| REQUIRED WORK |
Pictures stay out. Extract the lines below from the first one through the line with "import React from 'react';", both included.

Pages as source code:
═══

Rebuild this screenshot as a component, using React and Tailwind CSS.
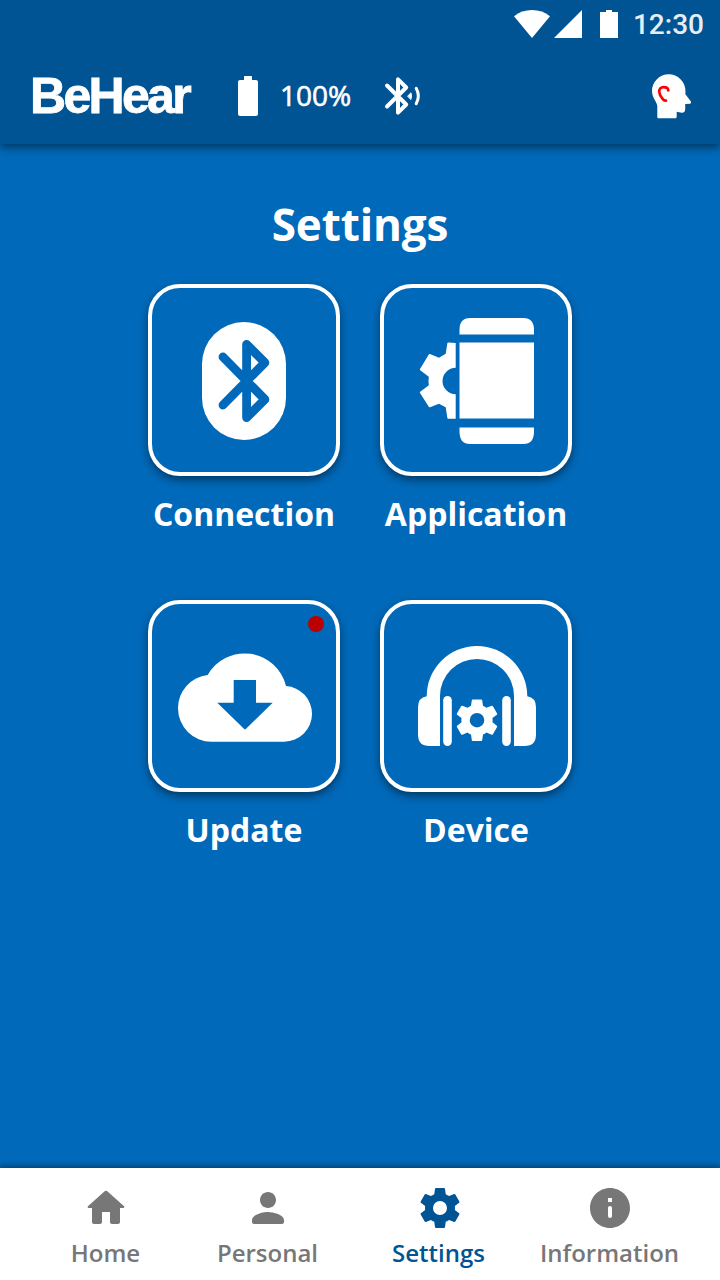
import React from 'react';

const GEAR_PATH =
    'M12,15.5A3.5,3.5 0 0,1 8.5,12A3.5,3.5 0 0,1 12,8.5A3.5,3.5 0 0,1 15.5,12A3.5,3.5 0 0,1 12,15.5M19.43,12.97C19.47,12.65 19.5,12.33 19.5,12C19.5,11.67 19.47,11.34 19.43,11L21.54,9.37C21.73,9.22 21.78,8.95 21.66,8.73L19.66,5.27C19.54,5.05 19.27,4.96 19.05,5.05L16.56,6.05C16.04,5.66 15.5,5.32 14.87,5.07L14.5,2.42C14.46,2.18 14.25,2 14,2H10C9.75,2 9.54,2.18 9.5,2.42L9.13,5.07C8.5,5.32 7.96,5.66 7.44,6.05L4.95,5.05C4.73,4.96 4.46,5.05 4.34,5.27L2.34,8.73C2.21,8.95 2.27,9.22 2.46,9.37L4.57,11C4.53,11.34 4.5,11.67 4.5,12C4.5,12.33 4.53,12.65 4.57,12.97L2.46,14.63C2.27,14.78 2.21,15.05 2.34,15.27L4.34,18.73C4.46,18.95 4.73,19.03 4.95,18.95L7.44,17.94C7.96,18.34 8.5,18.68 9.13,18.93L9.5,21.58C9.54,21.82 9.75,22 10,22H14C14.25,22 14.46,21.82 14.5,21.58L14.87,18.93C15.5,18.67 16.04,18.34 16.56,17.94L19.05,18.95C19.27,19.03 19.54,18.95 19.66,18.73L21.66,15.27C21.78,15.05 21.73,14.78 21.54,14.63L19.43,12.97Z';

const NAV_ITEMS = [
    {
        label: 'Home',
        width: 'w-[162px]',
        path: 'M10 19v-5h4v5c0 .55.45 1 1 1h3c.55 0 1-.45 1-1v-7h1.7c.46 0 .68-.57.33-.87L12.67 3.6c-.38-.34-.96-.34-1.34 0l-8.36 7.53c-.34.3-.13.87.33.87H5v7c0 .55.45 1 1 1h3c.55 0 1-.45 1-1z',
    },
    {
        label: 'Personal',
        width: 'w-[162px]',
        path: 'M12 12c2.21 0 4-1.79 4-4s-1.79-4-4-4-4 1.79-4 4 1.79 4 4 4zm0 2c-2.67 0-8 1.34-8 4v1c0 .55.45 1 1 1h14c.55 0 1-.45 1-1v-1c0-2.66-5.33-4-8-4z',
    },
    { label: 'Settings', width: 'w-[180px]', path: GEAR_PATH, active: true },
    {
        label: 'Information',
        width: 'w-[162px]',
        path: 'M12 2C6.48 2 2 6.48 2 12s4.48 10 10 10 10-4.48 10-10S17.52 2 12 2zm0 15c-.55 0-1-.45-1-1v-4c0-.55.45-1 1-1s1 .45 1 1v4c0 .55-.45 1-1 1zm1-8h-2V7h2v2z',
    },
];

const StatusBar = () => (
    <div className="flex h-12 items-center justify-end pr-4">
        <svg className="h-7 w-9" viewBox="0 0 36 28" fill="#fff">
            <path d="M18 28 0 6.2C5 2.2 11.200 0 18 0s13 2.200 18 6.200z" />
        </svg>
        <svg className="ml-1 h-7 w-7" viewBox="0 0 28 28" fill="#fff">
            <path d="M0 28 28 0v28z" />
        </svg>
        <svg className="ml-[18px] h-7 w-[18px]" viewBox="0 0 18 28" fill="#fff">
            <path d="M0 2h6V0h6v2h6v26H0z" />
        </svg>
        <span className="mt-0.5 ml-[15px] font-['Roboto',sans-serif] text-[28px] leading-8 font-medium text-[#e6eef4]">12:30</span>
    </div>
);

const HeadIcon = () => (
    <svg className="h-[46px] w-10" viewBox="652 73 40 46">
        <path
            fill="#fff"
            d="M652 91a16.700 16.700 0 0 1 33.400 0v3.200l5.500 7.400c.5 1.100 0 2-1 2.100l-4.700.3v5.500c0 2-1.300 3.500-3.500 3.300l-5-1v5c0 .9-.5 1.500-1.400 1.500h-16.600c-.9 0-1.400-.5-1.400-1.400V106c0-3.500-5.300-8-5.300-15z"
        />
        <path
            fill="none"
            stroke="#ff0000"
            strokeWidth="2.7"
            strokeLinecap="round"
            d="M668.300 90.300c-.2-2.200-2.300-3.200-4.800-3.200-2.700 0-4.500 1.800-4.300 4.500.2 2.600 1.700 5.200 3.400 7.300 1 1.300 2 1.900 3.400 1.700"
        />
    </svg>
);

const AppHeader = () => (
    <div className="flex h-24 items-center pr-7 pl-[30px]">
        <span className="w-[208px] font-['Liberation_Sans',sans-serif] text-[50px] leading-none font-bold tracking-[-2.7px] [-webkit-text-stroke:0.8px_white]">
            BeHear
        </span>
        <svg className="h-10 w-5" viewBox="0 0 20 40" fill="#fff">
            <path d="M7 0h6c.6 0 1 .4 1 1v3h4a2 2 0 0 1 2 2v32a2 2 0 0 1-2 2H2a2 2 0 0 1-2-2V6a2 2 0 0 1 2-2h4V1c0-.6.400-1 1-1z" />
        </svg>
        <span className="mb-0.5 ml-[22px] w-[104px] text-[28px] leading-10 [-webkit-text-stroke:0.6px_white]">100%</span>
        <svg className="h-10 w-10" viewBox="384 76 40 40" fill="none" stroke="#fff" strokeLinecap="round" strokeLinejoin="round">
            <path strokeWidth="4" d="M387 85.500 406.200 104.500 398 112.700V79.300L406.200 87.500 387 106.500" />
            <path fill="#fff" strokeWidth="1" d="M407.800 96 411 92.800q1 3.200 0 6.400z" />
            <path strokeWidth="3" d="M416.200 88.300q4.300 7.700 0 15.400" />
        </svg>
        <div className="ml-auto">
            <HeadIcon />
        </div>
    </div>
);

const ConnectionIcon = () => (
    <>
        <rect x="50" y="34" width="84" height="118" rx="42" />
        <path
            d="M71 69 112.900 111.400 94.600 129.600V56.300L112.900 74.600 71 117"
            fill="none"
            stroke="#0069b9"
            strokeWidth="8.800"
            strokeLinecap="round"
            strokeLinejoin="round"
        />
    </>
);

const ApplicationIcon = () => (
    <>
        <path d="M75.500 46.500V42q0-12 10.500-12h53.500Q150 30 150 42v4.500z" />
        <path d="M75.500 54.500H150v76H75.500z" />
        <path d="M75.500 139.500H150v4Q150 156 139.500 156H86q-10.500 0-10.500-12.500z" />
        <path d="M71.700 55v24.800a13.200 13.200 0 0 0 0 26.400v24.500h-7.400q-.9 0-1-1l-1.600-10.400-6.700-3.600-9 3.500q-.8.200-1.200-.5L36 105q-.4-.8.200-1.200l8.600-6.600q-.6-4.200 0-8.500l-8.600-6.500q-.6-.4-.2-1.200l8.800-14.500q.4-.8 1.200-.5l9 3.700 6.700-3.900 1.600-10.300q.1-1 1-1z" />
    </>
);

const UpdateIcon = () => (
    <>
        <path d="M59.500 137.700A33.500 33.400 0 0 1 26 104.300A33.500 33.400 0 0 1 55.700 70.900A42.500 42.500 0 0 1 134 82.100A27.800 27.800 0 0 1 160 109.900A27.800 27.800 0 0 1 132.200 137.700z" />
        <path fill="#0069b9" d="M81.700 76H104v22.700h16.700L93.800 125q-.8.700-1.600 0L65.300 98.700h16.400z" />
    </>
);

const DeviceIcon = () => (
    <>
        <path d="M56 141.900H45.500Q34 141.900 34 130.400V103.500Q34 93.500 42.700 92.300A50.300 50.300 0 0 1 143.300 92.300Q152 93.500 152 103.500v26.900q0 11.500-11.500 11.500H130V92A37 37 0 0 0 56 92z" />
        <rect x="59.200" y="92" width="8.600" height="49.900" rx="4.300" />
        <rect x="118.200" y="92" width="8.600" height="49.900" rx="4.300" />
        <path transform="translate(68.040 91.240) scale(2.080)" d={GEAR_PATH} />
    </>
);

const SettingsTile = ({ label, Icon, alert }) => (
    <div className="flex w-48 flex-col items-center">
        <button className="relative h-48 w-48 rounded-[32px] border-4 border-white bg-[#0069b9] shadow-[0_4px_8px_rgba(0,0,0,0.45)]">
            <svg className="h-full w-full" viewBox="0 0 184 184" fill="#fff">
                <Icon />
            </svg>
            {alert && <span className="absolute top-3 right-3 h-4 w-4 rounded-full bg-[#ba0000]" />}
        </button>
        <span className="mt-4 text-[32px] leading-[44px] font-bold whitespace-nowrap">{label}</span>
    </div>
);

const BottomNav = () => (
    <nav className="relative flex h-28 bg-white pl-[25px] shadow-[0_-2px_6px_rgba(0,0,0,0.4)]">
        {NAV_ITEMS.map((item) => (
            <div
                key={item.label}
                className={`flex shrink-0 flex-col items-center pt-4 ${item.width} ${item.active ? 'text-[#005493]' : 'text-[#777777]'}`}
            >
                <svg className={`h-12 w-12 ${item.active ? 'ml-[2px]' : ''}`} viewBox="0 0 24 24" fill="currentColor">
                    <path d={item.path} />
                </svg>
                <span className="mt-[5px] mr-px text-[24px] leading-8 font-semibold">{item.label}</span>
            </div>
        ))}
    </nav>
);

const App = () => (
    <div className="flex h-[1280px] w-[720px] flex-col overflow-hidden bg-[#0069b9] font-['Open_Sans',sans-serif] text-white">
        <header className="relative h-36 shrink-0 bg-[#005493] shadow-[0_4px_8px_rgba(0,0,0,0.45)]">
            <StatusBar />
            <AppHeader />
        </header>

        <main className="flex flex-1 flex-col items-center">
            <h1 className="mt-[50px] text-[44px] leading-[60px] font-bold tracking-[-0.1px]">Settings</h1>
            <div className="mt-[30px] grid grid-cols-2 gap-x-10 gap-y-16">
                <SettingsTile label="Connection" Icon={ConnectionIcon} />
                <SettingsTile label="Application" Icon={ApplicationIcon} />
                <SettingsTile label="Update" Icon={UpdateIcon} alert />
                <SettingsTile label="Device" Icon={DeviceIcon} />
            </div>
        </main>

        <BottomNav />
    </div>
);

export default App;
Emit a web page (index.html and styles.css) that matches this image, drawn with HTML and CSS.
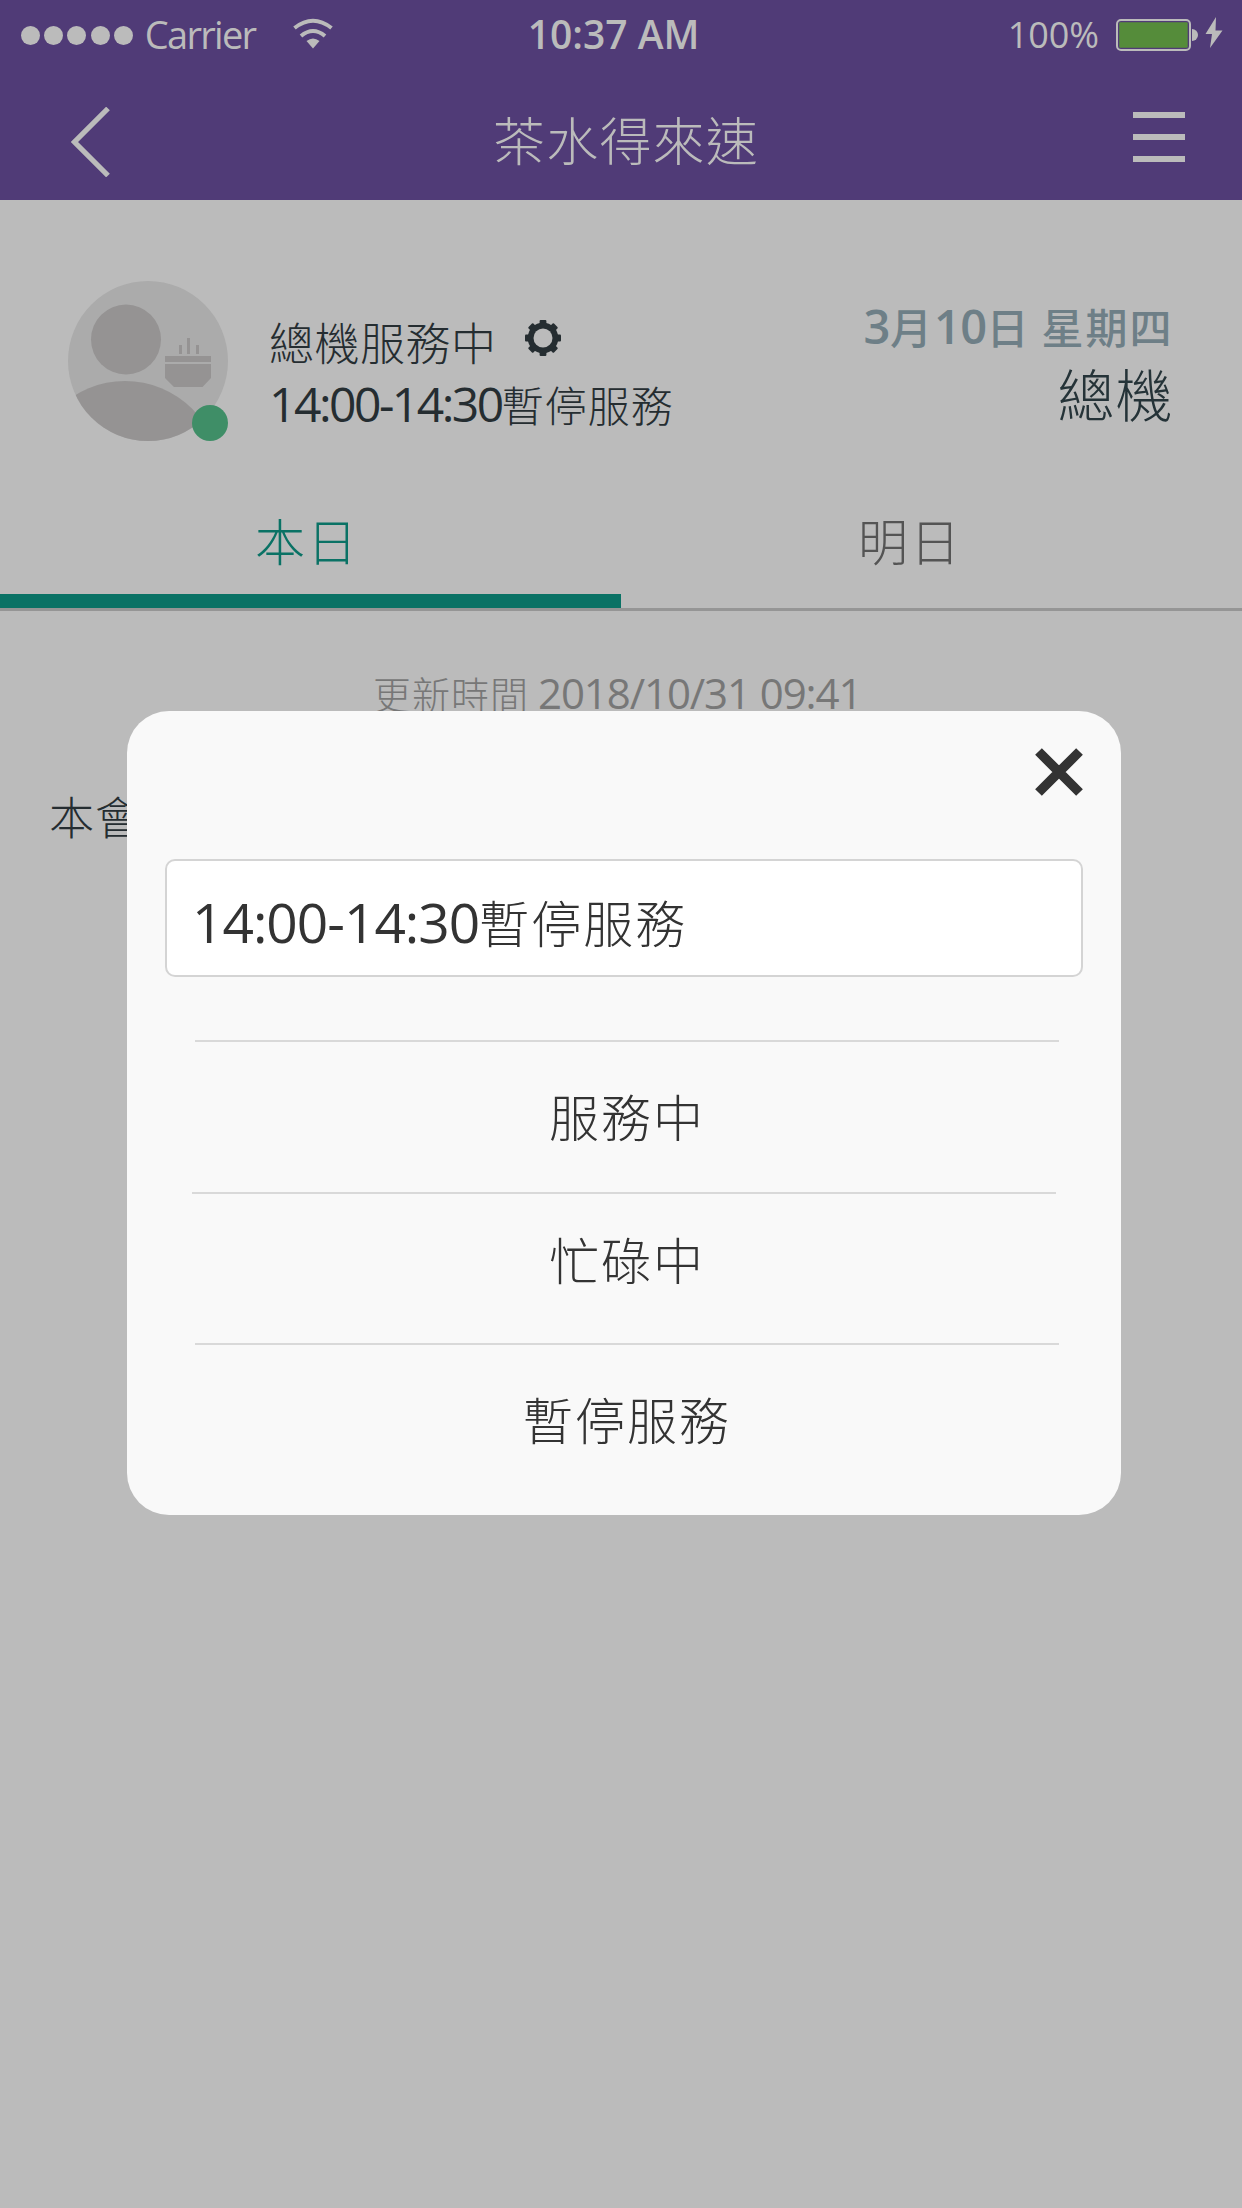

═══

| TASK RESPONSE |
Rebuild this screenshot as a component, using React and Tailwind CSS.
import React from 'react';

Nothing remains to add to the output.